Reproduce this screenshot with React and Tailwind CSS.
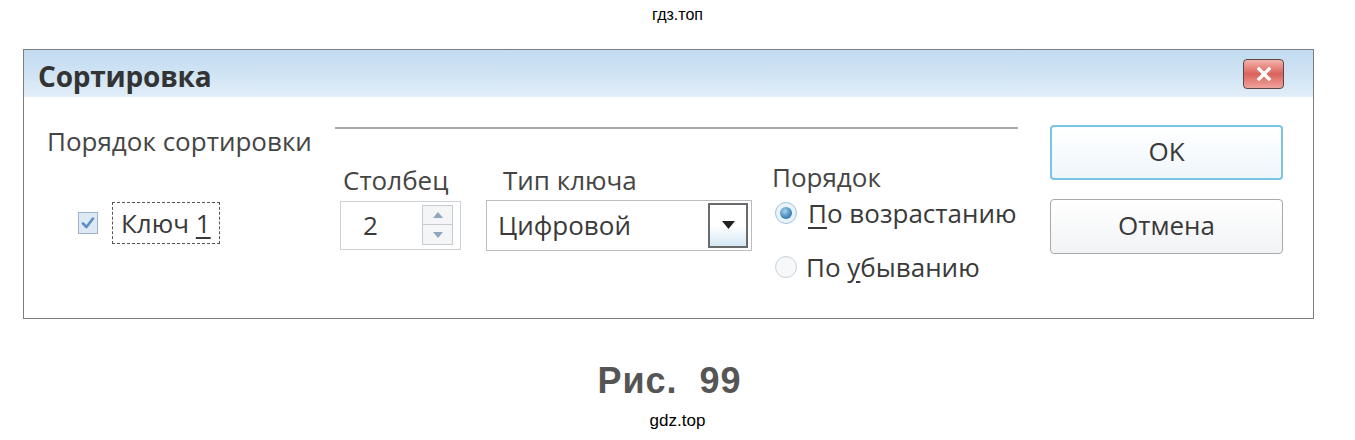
import React from 'react';

const ui = { fontFamily: '"Open Sans", "Noto Sans", sans-serif' };
const arial = { fontFamily: '"Liberation Sans", Arial, sans-serif' };

const CheckMark = () => (
	<svg width="14" height="14" viewBox="0 0 14 14">
		<path d="M2 7.5 L5.5 11 L12 2.5" fill="none" stroke="#5f8fc0" strokeWidth="2.6" strokeLinecap="round" strokeLinejoin="round" />
	</svg>
);

const Radio = ({ checked }) => (
	<span
		className={
			checked
				? 'flex h-[22px] w-[22px] shrink-0 items-center justify-center rounded-full border border-[#9fc3dd] bg-[#eaf3fa]'
				: 'flex h-[22px] w-[22px] shrink-0 items-center justify-center rounded-full border border-[#c9d2da] bg-[#f6f8fa]'
		}
	>
		{checked ? (
			<span className="h-[12px] w-[12px] rounded-full bg-[radial-gradient(circle_at_40%_35%,#a9d4ee,#3f86b8_60%,#2f6f9e)]" />
		) : null}
	</span>
);

const App = () => {
	return (
		<div className="relative h-[440px] w-[1355px] overflow-hidden bg-white text-[#3f3f3f]">
			<div className="h-[49px] pt-[5px] text-center text-[16px] leading-[20px] text-black" style={arial}>
				гдз.топ
			</div>

			<div className="ml-[23px] w-[1291px] border-[1.5px] border-[#7d7d7d] bg-white" style={ui}>
				<div className="flex h-[47px] items-center justify-between bg-gradient-to-b from-[#c2dbf0] via-[#cfe3f4] to-[#e2eef9] pl-[14px] pr-[29px]">
					<span className="pt-[5px] text-[28px] font-bold leading-none tracking-[-0.2px] text-[#333]">Сортировка</span>
					<span className="flex h-[30px] w-[41px] items-center justify-center rounded-[4px] border border-[#5e4545] bg-gradient-to-b from-[#f2b3ad] via-[#d9625c] to-[#eea39d]">
						<svg width="16" height="14" viewBox="0 0 16 14">
							<path d="M3 2 L13 12 M13 2 L3 12" stroke="#fff" strokeWidth="3.4" strokeLinecap="square" />
						</svg>
					</span>
				</div>

				<div className="flex h-[221px] text-[26px] leading-[32px]">
					<div className="w-[311px] pl-[23px] pt-[28px]">
						<div className="whitespace-nowrap text-[#454545]">Порядок сортировки</div>
						<div className="mt-[45px] flex items-center pl-[31px]">
							<span className="flex h-[22px] w-[20px] items-center justify-center border border-[#9fb4c8] bg-[#dde9f4]">
								<CheckMark />
							</span>
							<span className="ml-[14px] flex h-[42px] items-center border-[1.5px] border-dashed border-[#555] px-[8px] text-[#3a3a3a]">
								Ключ&nbsp;<span className="underline underline-offset-4">1</span>
							</span>
						</div>
					</div>

					<div className="w-[683px] pt-[30px]">
						<div className="h-[1.5px] bg-[#a8a8a8]" />
						<div className="flex pt-[35px]">
							<div className="ml-[5px]">
								<div className="pl-[3px] text-[#454545]">Столбец</div>
								<div className="mt-[5px] flex h-[49px] w-[121px] items-center justify-between border border-[#cfd3d6] pl-[22px] pr-[7px] text-[#3a3a3a]">
									<span>2</span>
									<span className="flex flex-col">
										<span className="flex h-[20px] w-[31px] items-center justify-center border border-[#c7ccd2] bg-[#f3f5f7]">
											<svg width="10" height="6" viewBox="0 0 10 6"><path d="M5 0 L10 6 L0 6 Z" fill="#8fa6bc" /></svg>
										</span>
										<span className="flex h-[20px] w-[31px] items-center justify-center border border-t-0 border-[#c7ccd2] bg-[#f3f5f7]">
											<svg width="10" height="6" viewBox="0 0 10 6"><path d="M0 0 L10 0 L5 6 Z" fill="#8fa6bc" /></svg>
										</span>
									</span>
								</div>
							</div>

							<div className="ml-[25px]">
								<div className="pl-[17px] text-[#454545]">Тип ключа</div>
								<div className="mt-[4px] flex h-[51px] w-[266px] items-center justify-between border border-[#b9bdc1] pl-[11px] pr-[3px] text-[#3a3a3a]">
									<span>Цифровой</span>
									<span className="flex h-[45px] w-[40px] items-center justify-center border-[2px] border-[#6a6a6a] bg-gradient-to-b from-white via-white to-[#d6e8f5]">
										<svg width="13" height="8" viewBox="0 0 13 8"><path d="M0 0 L13 0 L6.5 8 Z" fill="#222" /></svg>
									</span>
								</div>
							</div>

							<div className="ml-[20px] -mt-[3px]">
								<div className="text-[#454545]">Порядок</div>
								<div className="mt-[4px] flex items-center whitespace-nowrap pl-[3px] text-[#3a3a3a]">
									<Radio checked />
									<span className="ml-[11px]">
										<span className="underline underline-offset-4">П</span>о возрастанию
									</span>
								</div>
								<div className="mt-[22px] flex items-center whitespace-nowrap pl-[3px] text-[#3a3a3a]">
									<Radio />
									<span className="ml-[9px]">
										По <span className="underline underline-offset-4">у</span>быванию
									</span>
								</div>
							</div>
						</div>
					</div>

					<div className="ml-[32px] flex flex-col pt-[28px]">
						<div className="flex h-[55px] w-[233px] items-center justify-center rounded-[4px] border-[2px] border-[#7cc4e6] bg-gradient-to-b from-white to-[#eef6fb] pb-[3px] text-[#3a3a3a]">
							OK
						</div>
						<div className="mt-[19px] flex h-[55px] w-[233px] items-center justify-center rounded-[4px] border-[1.5px] border-[#a9a9a9] bg-gradient-to-b from-white to-[#f1f3f5] pb-[3px] text-[#3a3a3a]">
							Отмена
						</div>
					</div>
				</div>
			</div>

			<div className="mt-[42px] pr-[16px] text-center text-[36px] font-bold leading-[40px] tracking-[1px] text-[#555]" style={arial}>
				Рис.&nbsp; 99
			</div>
			<div className="mt-[10px] text-center text-[17px] leading-[20px] text-black" style={arial}>
				gdz.top
			</div>
		</div>
	);
};

export default App;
********************
Give an exact reproduction of every line, leaving out any picture.

> [Result of the task]
Reproduce this screenshot with React and Tailwind CSS.
import React from 'react';

const ui = { fontFamily: '"Open Sans", "Noto Sans", sans-serif' };
const arial = { fontFamily: '"Liberation Sans", Arial, sans-serif' };

const CheckMark = () => (
	<svg width="14" height="14" viewBox="0 0 14 14">
		<path d="M2 7.5 L5.5 11 L12 2.5" fill="none" stroke="#5f8fc0" strokeWidth="2.6" strokeLinecap="round" strokeLinejoin="round" />
	</svg>
);

const Radio = ({ checked }) => (
	<span
		className={
			checked
				? 'flex h-[22px] w-[22px] shrink-0 items-center justify-center rounded-full border border-[#9fc3dd] bg-[#eaf3fa]'
				: 'flex h-[22px] w-[22px] shrink-0 items-center justify-center rounded-full border border-[#c9d2da] bg-[#f6f8fa]'
		}
	>
		{checked ? (
			<span className="h-[12px] w-[12px] rounded-full bg-[radial-gradient(circle_at_40%_35%,#a9d4ee,#3f86b8_60%,#2f6f9e)]" />
		) : null}
	</span>
);

const App = () => {
	return (
		<div className="relative h-[440px] w-[1355px] overflow-hidden bg-white text-[#3f3f3f]">
			<div className="h-[49px] pt-[5px] text-center text-[16px] leading-[20px] text-black" style={arial}>
				гдз.топ
			</div>

			<div className="ml-[23px] w-[1291px] border-[1.5px] border-[#7d7d7d] bg-white" style={ui}>
				<div className="flex h-[47px] items-center justify-between bg-gradient-to-b from-[#c2dbf0] via-[#cfe3f4] to-[#e2eef9] pl-[14px] pr-[29px]">
					<span className="pt-[5px] text-[28px] font-bold leading-none tracking-[-0.2px] text-[#333]">Сортировка</span>
					<span className="flex h-[30px] w-[41px] items-center justify-center rounded-[4px] border border-[#5e4545] bg-gradient-to-b from-[#f2b3ad] via-[#d9625c] to-[#eea39d]">
						<svg width="16" height="14" viewBox="0 0 16 14">
							<path d="M3 2 L13 12 M13 2 L3 12" stroke="#fff" strokeWidth="3.4" strokeLinecap="square" />
						</svg>
					</span>
				</div>

				<div className="flex h-[221px] text-[26px] leading-[32px]">
					<div className="w-[311px] pl-[23px] pt-[28px]">
						<div className="whitespace-nowrap text-[#454545]">Порядок сортировки</div>
						<div className="mt-[45px] flex items-center pl-[31px]">
							<span className="flex h-[22px] w-[20px] items-center justify-center border border-[#9fb4c8] bg-[#dde9f4]">
								<CheckMark />
							</span>
							<span className="ml-[14px] flex h-[42px] items-center border-[1.5px] border-dashed border-[#555] px-[8px] text-[#3a3a3a]">
								Ключ&nbsp;<span className="underline underline-offset-4">1</span>
							</span>
						</div>
					</div>

					<div className="w-[683px] pt-[30px]">
						<div className="h-[1.5px] bg-[#a8a8a8]" />
						<div className="flex pt-[35px]">
							<div className="ml-[5px]">
								<div className="pl-[3px] text-[#454545]">Столбец</div>
								<div className="mt-[5px] flex h-[49px] w-[121px] items-center justify-between border border-[#cfd3d6] pl-[22px] pr-[7px] text-[#3a3a3a]">
									<span>2</span>
									<span className="flex flex-col">
										<span className="flex h-[20px] w-[31px] items-center justify-center border border-[#c7ccd2] bg-[#f3f5f7]">
											<svg width="10" height="6" viewBox="0 0 10 6"><path d="M5 0 L10 6 L0 6 Z" fill="#8fa6bc" /></svg>
										</span>
										<span className="flex h-[20px] w-[31px] items-center justify-center border border-t-0 border-[#c7ccd2] bg-[#f3f5f7]">
											<svg width="10" height="6" viewBox="0 0 10 6"><path d="M0 0 L10 0 L5 6 Z" fill="#8fa6bc" /></svg>
										</span>
									</span>
								</div>
							</div>

							<div className="ml-[25px]">
								<div className="pl-[17px] text-[#454545]">Тип ключа</div>
								<div className="mt-[4px] flex h-[51px] w-[266px] items-center justify-between border border-[#b9bdc1] pl-[11px] pr-[3px] text-[#3a3a3a]">
									<span>Цифровой</span>
									<span className="flex h-[45px] w-[40px] items-center justify-center border-[2px] border-[#6a6a6a] bg-gradient-to-b from-white via-white to-[#d6e8f5]">
										<svg width="13" height="8" viewBox="0 0 13 8"><path d="M0 0 L13 0 L6.5 8 Z" fill="#222" /></svg>
									</span>
								</div>
							</div>

							<div className="ml-[20px] -mt-[3px]">
								<div className="text-[#454545]">Порядок</div>
								<div className="mt-[4px] flex items-center whitespace-nowrap pl-[3px] text-[#3a3a3a]">
									<Radio checked />
									<span className="ml-[11px]">
										<span className="underline underline-offset-4">П</span>о возрастанию
									</span>
								</div>
								<div className="mt-[22px] flex items-center whitespace-nowrap pl-[3px] text-[#3a3a3a]">
									<Radio />
									<span className="ml-[9px]">
										По <span className="underline underline-offset-4">у</span>быванию
									</span>
								</div>
							</div>
						</div>
					</div>

					<div className="ml-[32px] flex flex-col pt-[28px]">
						<div className="flex h-[55px] w-[233px] items-center justify-center rounded-[4px] border-[2px] border-[#7cc4e6] bg-gradient-to-b from-white to-[#eef6fb] pb-[3px] text-[#3a3a3a]">
							OK
						</div>
						<div className="mt-[19px] flex h-[55px] w-[233px] items-center justify-center rounded-[4px] border-[1.5px] border-[#a9a9a9] bg-gradient-to-b from-white to-[#f1f3f5] pb-[3px] text-[#3a3a3a]">
							Отмена
						</div>
					</div>
				</div>
			</div>

			<div className="mt-[42px] pr-[16px] text-center text-[36px] font-bold leading-[40px] tracking-[1px] text-[#555]" style={arial}>
				Рис.&nbsp; 99
			</div>
			<div className="mt-[10px] text-center text-[17px] leading-[20px] text-black" style={arial}>
				gdz.top
			</div>
		</div>
	);
};

export default App;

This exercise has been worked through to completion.